La sentenza sulla marea gialla
Una sentenza che suscita confusione in coloro che sono coinvolti, e non dovrebbe.
Enrico Muttoni |
La sentenza che ha chiuso, non si sa per quanto tempo, i risvolti penali dell’"affare marea mialla" ha, nella sua chiarezza, suscitato altra confusione in coloro che sono, più o meno direttamente, coinvolti.
La confusione deriva dal non riuscire ad comprendere il problema: il quale, bisogna dire, non è di facile divulgazione e spiegazione.
La prima causa di disorientamento è che si continua a parlare di vecchio e nuovo impianto di depurazione. No, l’inizio dell’attività a S. Marco non è coincisa con la chiusura di quello del Mariotti. L’impianto, sempre unico, è stato diviso in due sezioni, distanti tra loro otto chilometri, di cui quella terminale è stata portata nella zona industriale. Con l’aggravante che il Mariotti poteva lavorare liquami per 110 mila abitanti, mentre S. Marco solo per 77 mila. Un imbuto, potenziale generatore di gravi problemi. Per unire le due sezioni, è stata spesa una cifra enorme, uniti ad un consistente aumento di quelli di gestione, e alla bolletta elettrica per il pompaggio dei liquami.
Non si è inoltre ancora recepito il fatto che la marea gialla non è causata dalla qualità dei reflui, ma soprattutto dalla loro quantità. In precedenza, infatti, il Calich riceveva addirittura i modestissimi reflui non trattati di Olmedo, senza fastidio alcuno per le spiagge di Maria Pia. Non si capisce, a questo punto, come ci sia ancora chi parla di depuratore "tarato male", secondo quanto riporta la Nuova Sardegna. Se così fosse, aspettiamoci proposte mirabolanti per un’ ulteriore depurazione delle acque, con esborsi ingenti e nessun sollievo, perché la quantità di refluo da collocare non cambia.
La domanda a cui bisogna dar risposta è: dove versare 20 mila e passa metri cubi di acqua giornaliera trattata, anche ammettendo che sia legalmente idonea al riutilizzo?
Non nel Calich, certo. Ma nemmeno nelle campagne della Nurra, per una serie di motivi. Il primo è che non c’è stata sperimentazione, per capire se veramente la campagna accetti questi reflui senza problemi, e quanto il depuratore sia affidabile. Il secondo è, che in caso di fuori servizio dell’impianto, la campagna sarebbe obbligata a ricevere liquami non trattati.

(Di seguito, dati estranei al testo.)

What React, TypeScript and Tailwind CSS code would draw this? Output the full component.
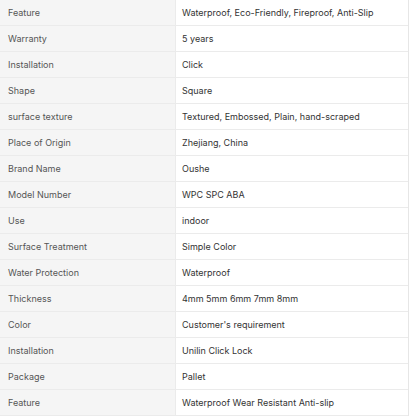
import React from 'react';

const rows = [
  ['Feature', 'Waterproof, Eco-Friendly, Fireproof, Anti-Slip'],
  ['Warranty', '5 years'],
  ['Installation', 'Click'],
  ['Shape', 'Square'],
  ['surface texture', 'Textured, Embossed, Plain, hand-scraped'],
  ['Place of Origin', 'Zhejiang, China'],
  ['Brand Name', 'Oushe'],
  ['Model Number', 'WPC SPC ABA'],
  ['Use', 'indoor'],
  ['Surface Treatment', 'Simple Color'],
  ['Water Protection', 'Waterproof'],
  ['Thickness', '4mm 5mm 6mm 7mm 8mm'],
  ['Color', "Customer's requirement"],
  ['Installation', 'Unilin Click Lock'],
  ['Package', 'Pallet'],
  ['Feature', 'Waterproof Wear Resistant Anti-slip'],
];

export default function App() {
  return (
    <div className="w-[416px] h-[416px] overflow-hidden bg-white font-['Inter',sans-serif] text-[9px]">
      <div className="w-[409px] border-r border-[#e6e6e6]">
        {rows.map((row, index) => (
          <div key={index} className="flex h-[26px] border-b border-[#ebebeb]">
            <div className="w-[176px] shrink-0 flex items-center pl-2 bg-[#f5f5f5] border-r border-[#ebebeb] text-[#555]">
              {row[0]}
            </div>
            <div className="flex-1 flex items-center pl-[6px] text-[#333]">
              {row[1]}
            </div>
          </div>
        ))}
      </div>
    </div>
  );
}
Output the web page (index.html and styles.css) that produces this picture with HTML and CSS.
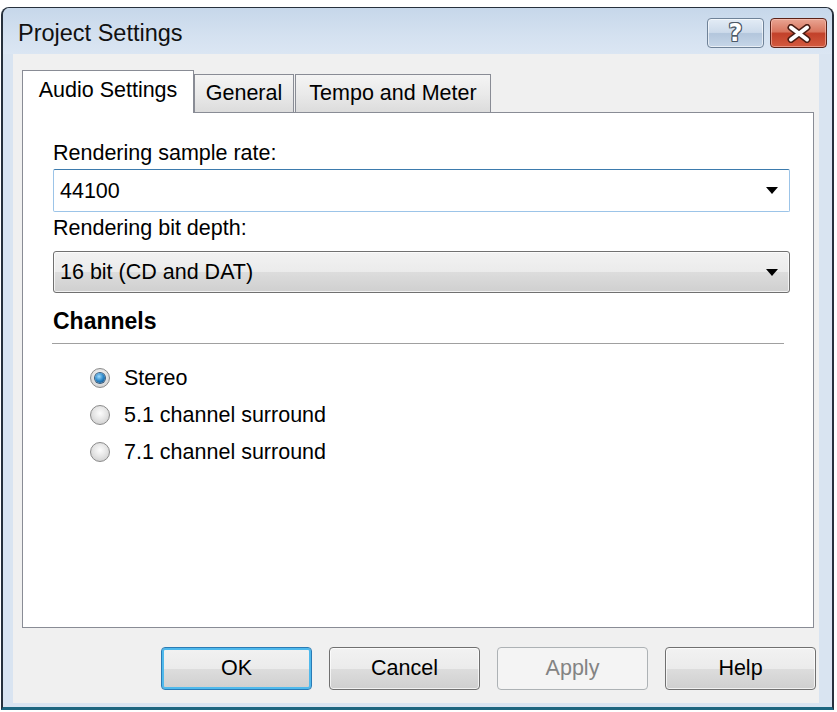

Il terzo è che questa irrigazione è obbligatoria 365 giorni l’anno. Questa obbligatorietà fa sì che la campagna sia costretta ad accettare acqua sporca e salina anziché quella pulita della rete, anche in periodi piovosi e di abbondanza; con conseguenze di un microinquinamento cumulativo che darebbe i suoi frutti, questa volta senza rimedio, alle generazioni future.
Ci sono poi problemi più squisitamente tecnici, derivanti dalla spregiudicatezza progettuale. Che vede scelte disinvolte come far passare acque reflue o fresche nelle medesime tubazioni di distribuzione, destinate così a periodici intasamenti. O come raddoppiare la bolletta elettrica, per la ridistribuzione dei reflui.
Conclusione: la destinazione dei reflui dev’essere il mare. Dove e come, andrà stabilito tenendo conto di com’era organizzato il vecchio sistema di depurazione, e di quello che fanno gli altri comuni costieri della regione.
Resta un’ultima domanda, riguardo a quanto riferito da la Nuova Sardegna. Perché il parere autorevole, decisivo e vincolante sul da farsi deve provenire da un consulente esterno? Questo signore, in ogni modo, non darà mai garanzie scritte o accetterà penali in caso di insuccesso. A questa domanda potrei dare tante risposte, ma tutte così brutte che le tengo per me.